Even the tattoo's origins are a mark of Navasatis's devotion to music. It was inked on that notoriously touchy spot under the bicep at Clear Lake's Big Door Studios as ETV recorded an album back in 2005. Ox, their tattoo artist, came by just for that reason.
"I'm not the only guy with this tattooed on them, by the way," says Navasatis. "I've run into a couple of fans that have it tattooed on them, too. And ETV is on the inside of some chick's lip."
Apparently even those rowdy fans need a bit of ETV's go-go juice every now and again. And for a guy who's been fronting his band for a decade -- ETV celebrated its ten-year anniversary this past March -- Navasatis has probably needed that battery's energy boost more than once. After all, growling into the mike is hard work, and the crowds at Scout Bar, where ETV has become a Texas Buzz staple, have grown to expect such antics from the tattooed brute.

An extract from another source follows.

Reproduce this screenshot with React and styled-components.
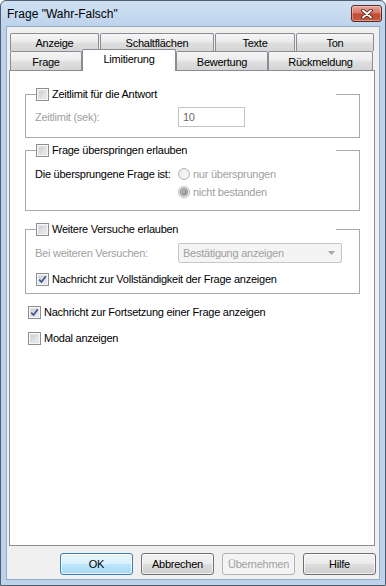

The band (Navasatis, Richie Haye, Mangy James and Jessica Perry) may have to pull even more of a jolt from that ink in the studio, where they're now recording their as-yet-unnamed third album. Navasatis seems pretty excited about it, but being in the back studio doesn't mean he'll be adding to that little battery. Not yet, anyway.
"That's it. That's my only band tattoo," he says. "That battery is just part of who I am."